Walking - The Instructor on a compendious view of the Christian life

This is a continuation of my series on Clement of Alexandria and his book, "The Instructor." If you are new to this series or are unfamiliar with Clement and his book, you may want to first read the introduction to this series. You may also want to read my introduction to this chapter as it will help you understand his views in this area.
"Also we must abandon a furious mode of walking, and choose a grave and leisurely, but not a lingering step. Nor is one to swagger in the ways, nor throw back his head to look at those he meets, if they look at him, as if he were strutting on the stage, and pointed at with the finger. Nor, when pushing up hill, are they to be shoved up by their domestics, as we see those that are more luxurious, who appear strong, but are enfeebled by effeminacy of soul." (Clement of Alexandria, The Instructor, Book 3, Chapter 11)
Clement believed that our entire life should be disciplined, not only our mind and emotions, but the entire conversation of our life, including our manors and behaviors. As such, even our manor of walking should be disciplined towards moderation and to avoid extremes, such as, hurriedness and laziness.

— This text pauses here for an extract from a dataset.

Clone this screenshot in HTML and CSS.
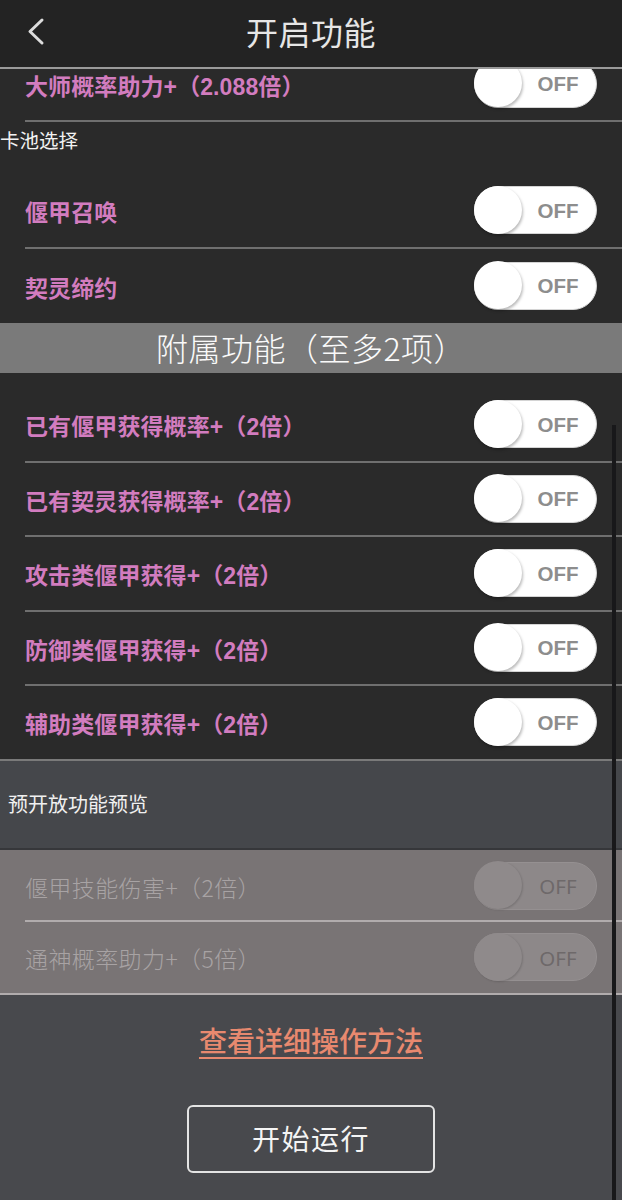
FILE: index.html
```html
<!DOCTYPE html>
<html lang="zh-CN">
<head>
<meta charset="utf-8">
<title>开启功能</title>
<link rel="stylesheet" href="styles.css">
</head>
<body>
<div class="screen">
  <header class="topbar">
    <span class="back">
      <svg width="24" height="30" viewBox="0 0 24 30"><path d="M17 4 L5 15.5 L17 27" fill="none" stroke="#dcdcdc" stroke-width="3" stroke-linecap="round" stroke-linejoin="round"/></svg>
    </span>
    <h1 class="title">开启功能</h1>
  </header>

  <main class="list">
    <div class="row row-cut">
      <span class="label">大师概率助力+（2.088倍）</span>
      <span class="toggle"><span class="knob"></span><span class="off">OFF</span></span>
    </div>

    <div class="section-label">卡池选择</div>
    <div class="row">
      <span class="label">偃甲召唤</span>
      <span class="toggle"><span class="knob"></span><span class="off">OFF</span></span>
    </div>
    <div class="row row-last">
      <span class="label">契灵缔约</span>
      <span class="toggle"><span class="knob"></span><span class="off">OFF</span></span>
    </div>

    <div class="band">附属功能（至多2项）</div>

    <div class="group">
      <div class="row">
        <span class="label">已有偃甲获得概率+（2倍）</span>
        <span class="toggle"><span class="knob"></span><span class="off">OFF</span></span>
      </div>
      <div class="row">
        <span class="label">已有契灵获得概率+（2倍）</span>
        <span class="toggle"><span class="knob"></span><span class="off">OFF</span></span>
      </div>
      <div class="row">
        <span class="label">攻击类偃甲获得+（2倍）</span>
        <span class="toggle"><span class="knob"></span><span class="off">OFF</span></span>
      </div>
      <div class="row">
        <span class="label">防御类偃甲获得+（2倍）</span>
        <span class="toggle"><span class="knob"></span><span class="off">OFF</span></span>
      </div>
      <div class="row row-full">
        <span class="label">辅助类偃甲获得+（2倍）</span>
        <span class="toggle"><span class="knob"></span><span class="off">OFF</span></span>
      </div>
    </div>

    <div class="preview-label">预开放功能预览</div>

    <div class="row disabled">
      <span class="label">偃甲技能伤害+（2倍）</span>
      <span class="toggle"><span class="knob"></span><span class="off">OFF</span></span>
    </div>
    <div class="row disabled row-full">
      <span class="label">通神概率助力+（5倍）</span>
      <span class="toggle"><span class="knob"></span><span class="off">OFF</span></span>
    </div>

    <div class="actions">
      <a class="help-link" href="#">查看详细操作方法</a>
      <button class="start-btn" type="button">开始运行</button>
    </div>
  </main>

  <div class="scrollbar"></div>
</div>
</body>
</html>
```

FILE: styles.css
```css
* { box-sizing: border-box; }

html, body {
  margin: 0;
  padding: 0;
  width: 622px;
  height: 1200px;
  overflow: hidden;
  background: #2a2a2a;
}

body {
  font-family: "Noto Sans CJK SC", "Liberation Sans", sans-serif;
  color: #eeeeee;
}

.screen {
  position: relative;
  width: 622px;
  height: 1200px;
  display: flex;
  flex-direction: column;
  background: #2a2a2a;
}

.topbar {
  flex: none;
  height: 69px;
  background: #232323;
  border-bottom: 2px solid #9a9a9a;
  display: flex;
  align-items: center;
  justify-content: center;
  position: relative;
  z-index: 2;
}

.back {
  position: absolute;
  left: 25px;
  top: 16px;
  width: 24px;
  height: 30px;
  display: block;
}

.back svg { display: block; }

.title {
  margin: 0;
  font-size: 32px;
  font-weight: 400;
  color: #e6e6e6;
  letter-spacing: 0.5px;
  line-height: 1;
  margin-top: -6px;
}

.list {
  flex: 1;
  overflow: hidden;
  display: flex;
  flex-direction: column;
  background: #2a2a2a;
}

.row {
  flex: none;
  height: 74.5px;
  margin-left: 25px;
  padding-right: 25px;
  border-bottom: 2px solid #6f6f6f;
  display: flex;
  align-items: center;
  justify-content: space-between;
}

.row-cut { margin-top: -21.5px; }

.row-last { border-bottom: none; }

.row-full {
  margin-left: 0;
  padding-left: 25px;
}

.label {
  font-family: "Liberation Sans", "Noto Sans CJK SC", sans-serif;
  font-size: 23px;
  font-weight: 700;
  color: #d27cbf;
  letter-spacing: 0.1px;
  margin-top: 2px;
}

.toggle {
  flex: none;
  width: 123px;
  height: 48px;
  border-radius: 24px;
  background: #ffffff;
  border: 1px solid #d4d4d4;
  display: flex;
  align-items: center;
  position: relative;
}

.knob {
  flex: none;
  width: 48px;
  height: 48px;
  margin: -1px 0 0 -1px;
  border-radius: 50%;
  background: #ffffff;
  box-shadow: 1px 2px 3px rgba(0, 0, 0, 0.28);
}

.off {
  flex: 1;
  text-align: center;
  font-family: "Liberation Sans", "Noto Sans", sans-serif;
  font-weight: 700;
  font-size: 20.5px;
  color: #8d8d8d;
  padding-right: 2px;
  margin-top: 1px;
}

.section-label {
  flex: none;
  height: 52px;
  padding-top: 4px;
  font-size: 19.5px;
  color: #f2f2f2;
  line-height: 28px;
}

.band {
  flex: none;
  height: 50px;
  background: #7a7a7a;
  color: #fafafa;
  font-size: 32px;
  font-weight: 300;
  text-align: center;
  line-height: 48px;
  letter-spacing: 0.5px;
}

.group {
  flex: none;
  padding-top: 15px;
  display: flex;
  flex-direction: column;
}

.group .row-full { border-bottom-color: #7a7a7a; }

.preview-label {
  flex: none;
  height: 89px;
  background: #45474b;
  border-bottom: 2px solid #36373a;
  padding-left: 8px;
  font-size: 20px;
  color: #f0f0f0;
  display: flex;
  align-items: center;
  padding-bottom: 2px;
}

.row.disabled {
  height: 72.5px;
  background: #797475;
  border-bottom-color: #b1acad;
}

.row.disabled:not(.row-full) {
  margin-left: 0;
  padding-left: 25px;
  border-bottom: none;
  background-image: linear-gradient(#b1acad, #b1acad);
  background-size: calc(100% - 25px) 2px;
  background-position: 25px 100%;
  background-repeat: no-repeat;
}

.row.disabled .label {
  font-family: "Noto Sans CJK SC", sans-serif;
  font-weight: 300;
  color: #a8a3a4;
  letter-spacing: 0.4px;
}

.row.disabled .toggle {
  background: #8d8889;
  border-color: #959091;
}

.row.disabled .knob {
  background: #8f8a8b;
  box-shadow: 1px 1px 2px rgba(0, 0, 0, 0.15);
}

.row.disabled .off {
  font-family: "Noto Sans", sans-serif;
  font-weight: 400;
  color: #6e696a;
}

.actions {
  flex: 1;
  background: #48494d;
  display: flex;
  flex-direction: column;
  align-items: center;
  padding-top: 26px;
}

.help-link {
  font-size: 28px;
  font-weight: 500;
  color: #e8896f;
  text-decoration: underline;
  text-decoration-thickness: 2px;
  text-underline-offset: 5px;
  line-height: 38px;
}

.start-btn {
  margin-top: 46px;
  width: 248px;
  height: 68px;
  border: 2px solid #e4e4e4;
  border-radius: 6px;
  background: transparent;
  color: #f4f4f4;
  font-family: "Noto Sans CJK SC", sans-serif;
  font-size: 28px;
  font-weight: 400;
  letter-spacing: 1.5px;
  padding: 0 0 2px;
}

.scrollbar {
  position: absolute;
  left: 612px;
  top: 425px;
  width: 4px;
  height: 775px;
  background: #18181a;
  z-index: 3;
}
```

Clement also, once again, shows his disdain for the theater of his day which was full of licentiousness and open displays of effeminacy and debauchery. Certainly not a place where someone carrying the hope of righteousness with in them would frequent.
"A true gentleman must have no mark of effeminacy visible on his face, or any other part of his body. Let no blot on his manliness, then, be ever found either in his movements or habits. Nor is a man in health to use his servants as horses to bear him. For as it is enjoined on them, 'to be subject to their masters with all fear, not only to the good and gentle, but also to the froward,' as Peter says; so fairness, and forbearance, and kindness, are what well becomes the masters. For he says: 'Finally, be ye all of one mind, having compassion one of another; love as brethren, be pitiful, be humble,' and so forth, 'that ye may inherit a blessing,' excellent and desirable." (Clement of Alexandria, The Instructor, Book 3, Chapter 11)
Clement, as in all his writings, opposes all effeminacy in men, either in their thoughts or in their actions. Men were to be men in all aspects of their lives, and this even included their manor of walking. They were not to look like women and they were not to act like women. They were to be, through and through, men.

Given this, a true man does his own work. He carries his own load up the hill and he does not expect others to carry him around when he is perfectly able to do it himself. Very few of us today have domestics to help us with our work, but a true man is a gentleman and is kind to all who help him and does not expect them to do what he can do for himself. He is gentle and kind to all and attentive to the needs of others, not just his own.